Elections are always a major fixture on the African news coverage calendar. This year is no different. In 2019, over a dozen polls were recorded – from the presidential, legislative and general elections.
The presidential elections have at every turn attracted the major attention as incumbents look to continue and as opposition attempt dislodging them.
Another perspective is of outgoing incumbents scheming to stay on. Elsewhere, incumbents wrap up and step off the stage as required by law.
2019 saw elections held across all regions except in East and Central Africa. Majority of the vote was, however, in southern Africa. Votes were held in South Africa, Mozambique, Malawi, Madagascar, Namibia and Botswana.
The 2020 lineup of polls in Africa indicates that East and West Africa will be the major regions to look at. This article looks at the elections that are expected to hold in the respective regions.
Ethiopia – first post-Abiy vote
Ethiopians are looking forward to the first vote since the coming into office of Prime Minister Abiy Ahmed in April 2018. The polity has been heating since Abiy opened up the political space and welcomed opposition voices to return from exile.
The government insisted on holding the polls despite concerns of humanitarian and security crisis in the country. The elections body, the National Electoral Board of Ethiopia (NEBE) announced a tentative date of August 16.
It has been met with opposition in some quarters with the main reason that August was a rainy season across the country. Abiy will be seeking to steer the new Prosperity Party (PP) to retain power across Ethiopia’s ethnic federation.
Ethiopians vote in lawmakers at the regional and federal levels, the party with majority ends up forming the government and running affairs in Addis Ababa. What is sure is that opposition voices will make it into the next parliament all things being equal.
Somalia’s Farmajo will be eyeing a second term
Still in the Horn of Africa, Somalia will go to the polls to elect a president. Incumbent Mohamed Abdullahi Farmaajo will be looking to secure a second term in charge of the country still striving to throes of Al-Shabaab terrorists.
As a result of insecurity, everything points to the fact that the same procedure employed in 2017 is likely to be used. Somalia is unable to apply universal sufferage due to terror attacks.
A system that involves federal lawmakers and other clan quotas was used in a fortified Mogadishu to pool the ‘register’ that was used to elect Farmajo. He faces a big coalition that is led by a two former presidents.
Tanzania vote to test Magufuli’s popularity
John Pombe Magufuli of Tanzania is one of the African leaders that has categorically stated his disinterest in staying on for whatever reason. Rightfully so for a president operating in a democracy that has seen presidents come and go.
Magufuli will be seeking his second and final term in charge of the East African giant. He came to power in 2015 after the exit of Jakaya Kikwete. The ruling party is confident of victory but opposition concerns have been a cause for worry under Magufuli.

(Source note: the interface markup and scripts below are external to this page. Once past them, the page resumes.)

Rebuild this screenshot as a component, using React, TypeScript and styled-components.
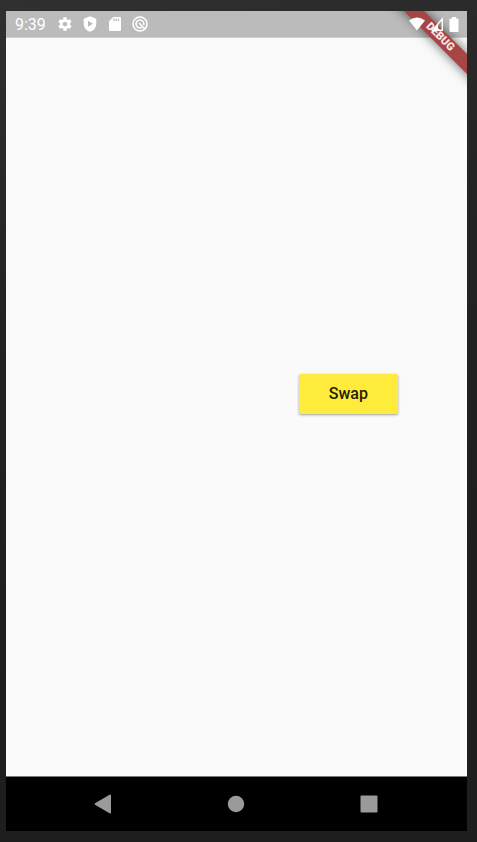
import React from "react";
import styled, { createGlobalStyle } from "styled-components";

const GlobalStyle = createGlobalStyle`
  * { box-sizing: border-box; }
  body { margin: 0; background: #1e1e1e; font-family: Roboto, sans-serif; }
  button { font: inherit; border: 0; padding: 0; }
`;

const Desktop = styled.div`
  display: flex;
  min-height: 100vh;
  padding: 11px 10px 11px 6px;
  background: linear-gradient(165deg, #303030 0%, #242424 30%, #1e1e1e 70%);
`;

const Device = styled.div`
  position: relative;
  flex: 1;
  display: flex;
  flex-direction: column;
  overflow: hidden;
  background: #fafafa;
`;

const StatusBar = styled.header`
  display: flex;
  align-items: center;
  justify-content: space-between;
  height: 27px;
  padding: 0 8px 0 9px;
  background: #bbbbbb;
  border-bottom: 1px solid #cfcfcf;
  color: #ffffff;
`;

const StatusGroup = styled.div<{ $gap: number }>`
  position: relative;
  z-index: 2;
  display: flex;
  align-items: center;
  gap: ${({ $gap }) => $gap}px;
`;

const Clock = styled.time`
  margin-right: 2px;
  padding-top: 1px;
  font-size: 16px;
  line-height: 25px;
`;

const StatusIcon = styled.svg`
  display: block;
  fill: currentColor;
`;

const BannerCorner = styled.div`
  position: absolute;
  z-index: 1;
  top: 0;
  right: 0;
  width: 84px;
  height: 84px;
  overflow: hidden;
  pointer-events: none;
`;

const Banner = styled.div`
  position: absolute;
  top: 19px;
  right: -33px;
  width: 120px;
  height: 14px;
  transform: rotate(45deg);
  background: #a74444;
  box-shadow: 0 0 12px rgba(0, 0, 0, 0.6);
  color: #f4eaea;
  font-size: 11px;
  font-weight: 900;
  line-height: 14px;
  text-align: center;
`;

const Content = styled.main`
  flex: 1;
  display: flex;
  align-items: center;
  justify-content: flex-end;
  padding: 0 15% 27px 0;
`;

const SwapButton = styled.button`
  min-width: 99px;
  height: 40px;
  border-radius: 2px;
  background: #ffeb3b;
  box-shadow: 0 1px 3px rgba(0, 0, 0, 0.28), 0 1px 2px rgba(0, 0, 0, 0.1);
  color: #212108;
  font-size: 16px;
  font-weight: 500;
  cursor: pointer;
`;

const NavBar = styled.nav`
  display: grid;
  grid-template-columns: repeat(3, 1fr);
  height: 55px;
  padding: 0 32px 0 30px;
  border-top: 1px solid #777777;
  background: #000000;
`;

const NavButton = styled.button`
  display: flex;
  align-items: center;
  justify-content: center;
  background: transparent;
  color: #9a9a9a;
  cursor: pointer;
`;

export default function App() {
  return (
    <>
      <GlobalStyle />
      <Desktop>
        <Device>
          <StatusBar>
            <StatusGroup $gap={9}>
              <Clock>9:39</Clock>
              <StatusIcon width="16" height="16" viewBox="0 0 24 24" aria-hidden="true">
                <path d="M19.43 12.98c.04-.32.07-.64.07-.98s-.03-.66-.07-.98l2.11-1.65c.19-.15.24-.42.12-.64l-2-3.46c-.12-.22-.39-.3-.61-.22l-2.49 1c-.52-.4-1.08-.73-1.69-.98l-.38-2.65A.49.49 0 0 0 14 2h-4c-.25 0-.46.18-.49.42l-.38 2.65c-.61.25-1.17.59-1.69.98l-2.49-1c-.23-.09-.49 0-.61.22l-2 3.46c-.13.22-.07.49.12.64l2.11 1.65c-.04.32-.07.65-.07.98s.03.66.07.98l-2.11 1.65c-.19.15-.24.42-.12.64l2 3.46c.12.22.39.3.61.22l2.49-1c.52.4 1.08.73 1.69.98l.38 2.65c.03.24.24.42.49.42h4c.25 0 .46-.18.49-.42l.38-2.65c.61-.25 1.17-.59 1.69-.98l2.49 1c.23.09.49 0 .61-.22l2-3.46c.12-.22.07-.49-.12-.64l-2.11-1.65zM12 15.5c-1.93 0-3.5-1.57-3.5-3.5s1.57-3.5 3.5-3.5 3.5 1.57 3.5 3.5-1.57 3.5-3.5 3.5z" />
              </StatusIcon>
              <StatusIcon width="16" height="16" viewBox="0 0 16 16" aria-hidden="true">
                <path fillRule="evenodd" d="M8 .3 14.3 2.700V7.500C14.300 11.500 12 14.500 8 15.800 4 14.500 1.700 11.500 1.700 7.500V2.700ZM6 4.800V10.800L11 7.800Z" />
              </StatusIcon>
              <StatusIcon width="16" height="16" viewBox="0 0 16 16" aria-hidden="true">
                <path d="M6.200 1H12.700Q14 1 14 2.300V13.700Q14 15 12.700 15H3.300Q2 15 2 13.700V5.200Z" />
                <path d="M6.200 2.500H7.500V5H6.200ZM8.500 2.500H9.800V5H8.500ZM10.800 2.500H12.100V5H10.800Z" fill="#bbbbbb" />
              </StatusIcon>
              <StatusIcon width="16" height="16" viewBox="0 0 16 16" aria-hidden="true">
                <circle cx="8" cy="8" r="7" fill="none" stroke="currentColor" strokeWidth="1.500" />
                <path d="M9.800 11.400A3.900 3.900 0 1 1 11.700 9M7 7 12.700 12.700" fill="none" stroke="currentColor" strokeWidth="1.600" />
              </StatusIcon>
            </StatusGroup>
            <StatusGroup $gap={6}>
              <StatusIcon width="16" height="14" viewBox="0 0 16 14" aria-hidden="true">
                <path d="M0 3.500Q8-2.500 16 3.500L8 13.500Z" />
              </StatusIcon>
              <StatusIcon width="12" height="14" viewBox="0 0 12 14" aria-hidden="true">
                <path fillRule="evenodd" d="M12 0V14H0ZM10.600 3.700 7.200 7.700V12.600H10.600Z" />
              </StatusIcon>
              <StatusIcon width="10" height="15" viewBox="0 0 10 15" aria-hidden="true">
                <path d="M3 0H7V1.500H8.500Q9.500 1.500 9.500 2.500V14Q9.500 15 8.500 15H1.500Q.5 15 .5 14V2.500Q.5 1.500 1.500 1.500H3Z" />
              </StatusIcon>
            </StatusGroup>
          </StatusBar>
          <BannerCorner>
            <Banner>DEBUG</Banner>
          </BannerCorner>
          <Content>
            <SwapButton type="button">Swap</SwapButton>
          </Content>
          <NavBar aria-label="System navigation">
            <NavButton type="button" aria-label="Back">
              <StatusIcon width="18" height="20" viewBox="0 0 18 20" aria-hidden="true">
                <path d="M1 9.200 15.500.800Q17 0 17 1.500V18.500Q17 20 15.500 19.200L1 10.800Q0 10 1 9.200Z" />
              </StatusIcon>
            </NavButton>
            <NavButton type="button" aria-label="Home">
              <StatusIcon width="18" height="18" viewBox="0 0 18 18" aria-hidden="true">
                <circle cx="9" cy="9" r="8.200" />
              </StatusIcon>
            </NavButton>
            <NavButton type="button" aria-label="Recent apps">
              <StatusIcon width="18" height="18" viewBox="0 0 18 18" aria-hidden="true">
                <rect x=".5" y=".5" width="17" height="17" rx="1" />
              </StatusIcon>
            </NavButton>
          </NavBar>
        </Device>
      </Desktop>
    </>
  );
}
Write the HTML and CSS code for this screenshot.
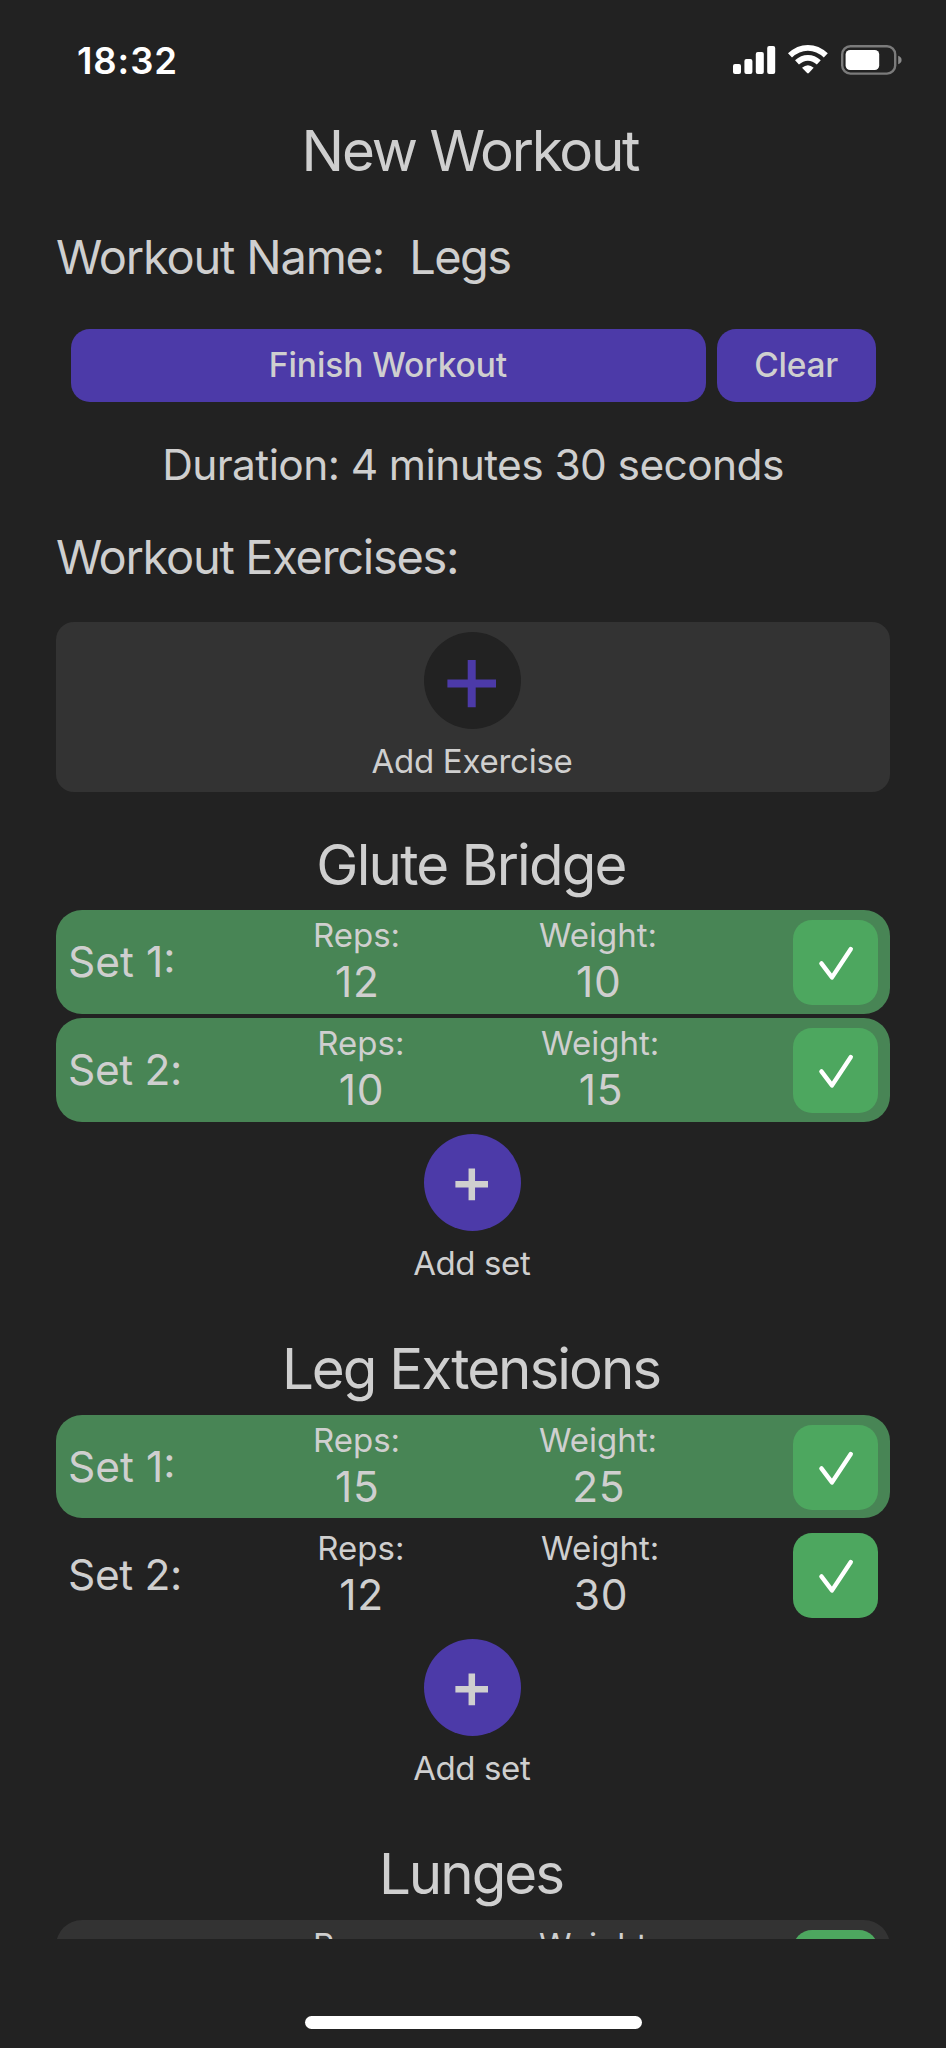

The last local polls saw the ruling party score 99%+ of votes due to an opposition boycott. Opposition have been clamped down on with a number of their leaders arrested and attempted assassinations on others.
Human rights and political watchers have expressed concerns over ongoings under Magufuli. The media have not been spared the clampdown. The opposition have a tall order but will the voters opt for another 5 years of Magufuli or will the ruling party record a historic electoral defeat?
Burundi preps for post-Nkurunziza era
A country embroiled in a political crisis since 2015 thanks to an election. Pierre Nkurunziza’s decision to contest for the presidency 5 years ago plunged the country into a security crisis that has continued till date.
Nkurunziza has however promised to sit out this year’s vote and all things being equal, the country will be preparing for life without him. The ruling party has yet to elect a possible successor and the opposition look set to participate.
The government said it had turned down all international support for the polls and raised money for the vote from a public fundraiser. A contested referendum has extended tenure of president and limited tenures to two.